*Your instructions*:
Find the lines of data that contain the string "index", then list them.

━━━━━━━━━━

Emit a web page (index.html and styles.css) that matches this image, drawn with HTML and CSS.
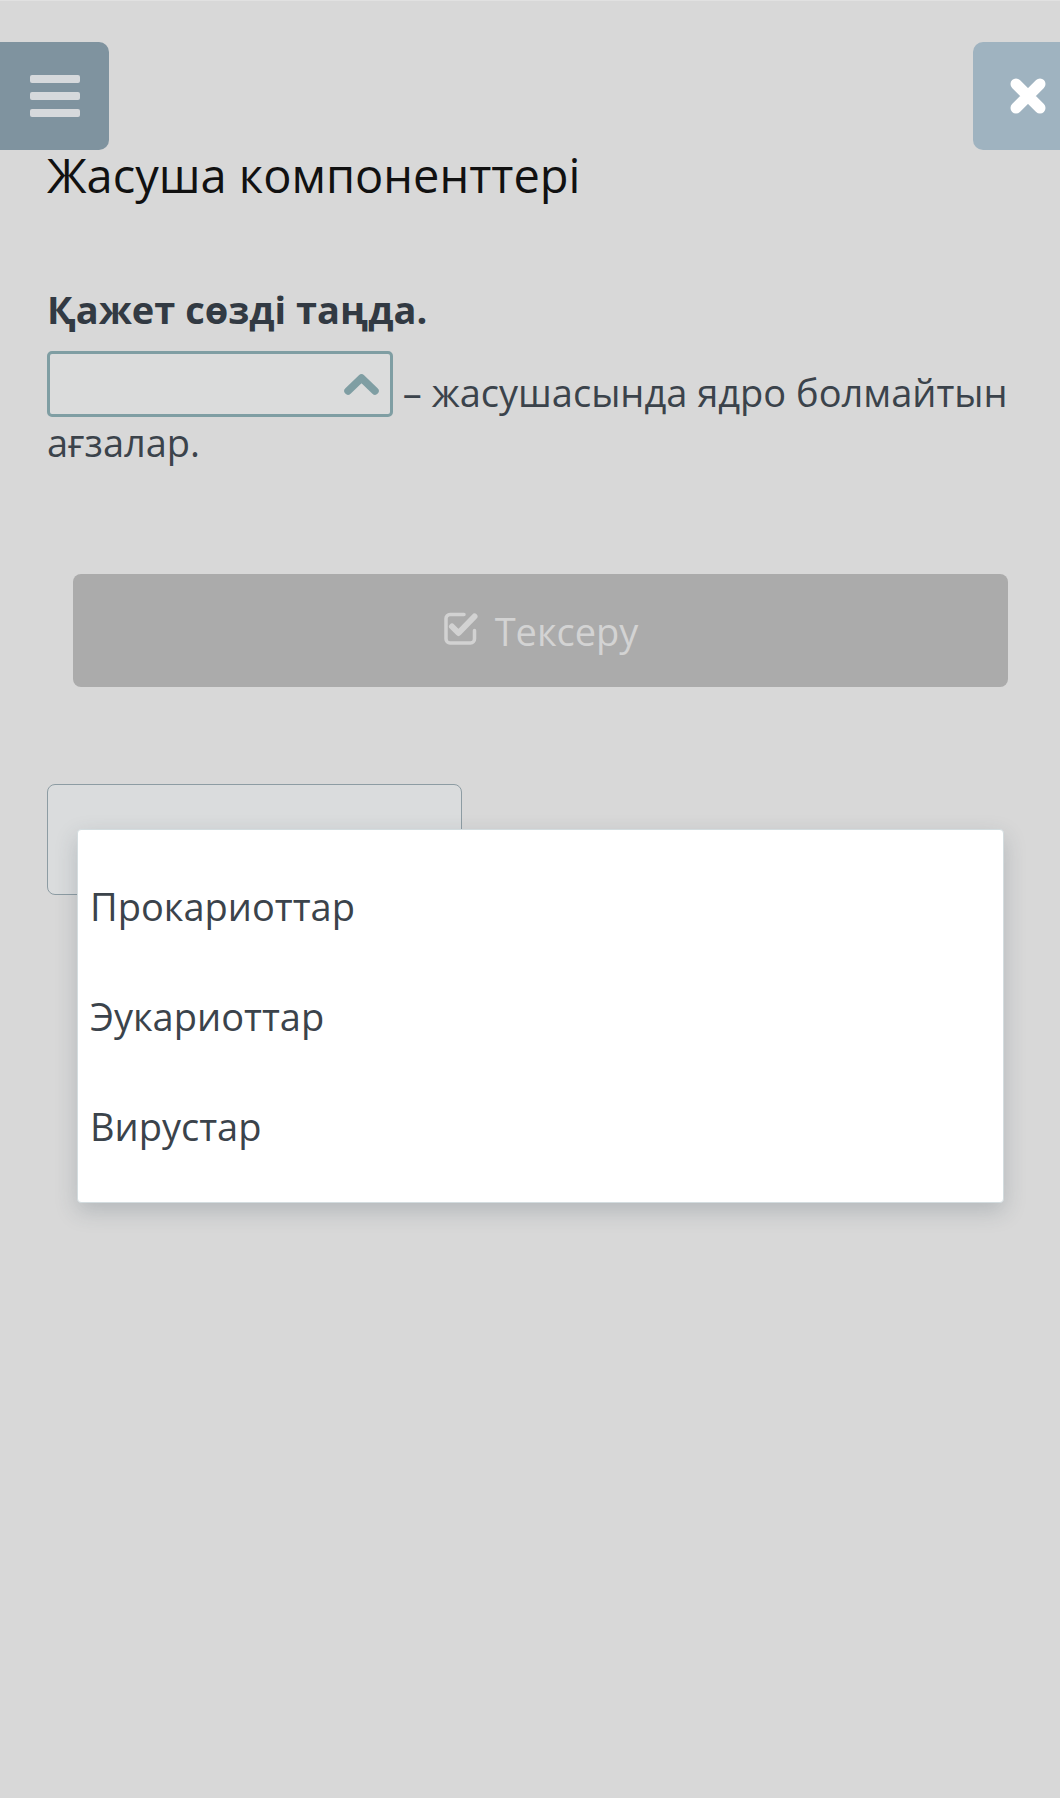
FILE: index.html
```
<!DOCTYPE html>
<html lang="kk">
<head>
  <meta charset="UTF-8" />
  <meta name="viewport" content="width=device-width, initial-scale=1" />
  <title>Жасуша компоненттері</title>
  <link rel="stylesheet" href="styles.css">
</head>
<body>

  <!-- Menu button -->
  <div class="side-btn menu-btn" role="button" aria-label="Menu">
    <span></span>
    <span></span>
    <span></span>
  </div>

  <!-- Close button -->
  <div class="side-btn close-btn" role="button" aria-label="Close">
    <svg width="38" height="38" viewBox="0 0 38 38" aria-hidden="true">
      <path d="M7 7 L31 31 M31 7 L7 31" stroke="#fff" stroke-width="11" stroke-linecap="round" fill="none"/>
    </svg>
  </div>

  <main class="task">
    <h1 class="task-title">Жасуша компоненттері</h1>

    <p class="task-hint">Қажет сөзді таңда.</p>

    <p class="task-text">
      <span class="select-box" aria-expanded="true">
        <svg class="select-arrow" width="35" height="22" viewBox="0 0 35 22" aria-hidden="true">
          <polyline points="4,18 17.5,5 31,18" stroke="#7f9ea3" stroke-width="7.5" stroke-linecap="round" stroke-linejoin="round" fill="none"/>
        </svg>
      </span> – жасушасында ядро болмайтын ағзалар.
    </p>

    <button class="check-btn" disabled>
      <svg width="36" height="35" viewBox="0 0 36 35" aria-hidden="true">
        <path d="M21 3.5 H7 A4 4 0 0 0 3 7.5 V28 A4 4 0 0 0 7 32 H27.5 A4 4 0 0 0 31.5 28 V19.5" stroke="#d2d2d2" stroke-width="3.5" fill="none" stroke-linecap="round"/>
        <polyline points="9,15.5 15.5,22 31.5,5.5" stroke="#d2d2d2" stroke-width="6" stroke-linecap="round" stroke-linejoin="round" fill="none"/>
      </svg>
      <span>Тексеру</span>
    </button>

    <div class="result-area">
      <div class="result-box"></div>

      <!-- Open dropdown -->
      <ul class="dropdown" role="listbox">
        <li role="option">Прокариоттар</li>
        <li role="option">Эукариоттар</li>
        <li role="option">Вирустар</li>
      </ul>
    </div>
  </main>

</body>
</html>
```

FILE: styles.css
```
/* Reset */
* {
  margin: 0;
  padding: 0;
  box-sizing: border-box;
}

:root {
  --page-bg: #d8d8d8;
  --text-main: #3b434b;
  --text-dark: #111;
  --accent: #7f9ea3;
}

html, body {
  min-height: 100%;
}

body {
  background: var(--page-bg);
  border-top: 1px solid #e1e1e1;
  font-family: 'Open Sans', 'Noto Sans', sans-serif;
  color: var(--text-main);
  min-height: 100vh;
}

/* Side buttons */
.side-btn {
  position: fixed;
  top: 42px;
  height: 108px;
  display: flex;
  cursor: pointer;
  z-index: 10;
}

.menu-btn {
  left: 0;
  width: 109px;
  background: #7f939f;
  border-radius: 0 10px 10px 0;
  flex-direction: column;
  justify-content: center;
  align-items: center;
  gap: 9px;
}

.menu-btn span {
  display: block;
  width: 50px;
  height: 8px;
  border-radius: 2px;
  background: #d6d9dc;
}

.close-btn {
  right: 0;
  width: 87px;
  background: #9fb3c0;
  border-radius: 10px 0 0 10px;
  align-items: center;
  padding-left: 36px;
}

/* Task */
.task {
  padding: 142px 30px 0 47px;
}

.task-title {
  font-size: 47px;
  font-weight: 400;
  line-height: 64px;
  color: var(--text-dark);
}

.task-hint {
  margin-top: 77px;
  font-size: 38px;
  font-weight: 700;
  line-height: 50px;
  color: #323a43;
}

.task-text {
  margin-top: 17px;
  font-size: 38px;
  line-height: 50px;
  color: var(--text-main);
}

.select-box {
  display: inline-flex;
  justify-content: flex-end;
  align-items: center;
  vertical-align: bottom;
  width: 346px;
  height: 66px;
  padding-right: 11px;
  border: 3px solid var(--accent);
  border-radius: 5px;
  background: #dbdcdc;
}

.check-btn {
  display: flex;
  align-items: center;
  justify-content: center;
  gap: 16px;
  width: 935px;
  height: 113px;
  margin: 107px 0 0 26px;
  border: none;
  border-radius: 8px;
  background: #ababab;
  color: #d3d3d3;
  font-family: inherit;
  font-size: 38px;
  line-height: 50px;
}

.check-btn svg {
  margin-top: -4px;
}

/* Result area with dropdown over it */
.result-area {
  position: relative;
  margin-top: 97px;
}

.result-box {
  width: 415px;
  height: 111px;
  border: 1.5px solid #8d9ca3;
  border-radius: 8px;
  background: #dadcdd;
}

.dropdown {
  position: absolute;
  top: 45px;
  left: 30px;
  width: 927px;
  padding: 21px 0;
  list-style: none;
  background: #fff;
  border: 1px solid #d3dcdf;
  border-radius: 4px;
  box-shadow: 0 8px 22px rgba(50, 70, 80, 0.22);
  z-index: 5;
}

.dropdown li {
  padding: 30px 12px;
  font-size: 38px;
  line-height: 50px;
  color: var(--text-main);
}
```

━━━━━━━━━━

*Answer for this exercise*:
Emit a web page (index.html and styles.css) that matches this image, drawn with HTML and CSS.
FILE: index.html
  z-index: 10;
  z-index: 5;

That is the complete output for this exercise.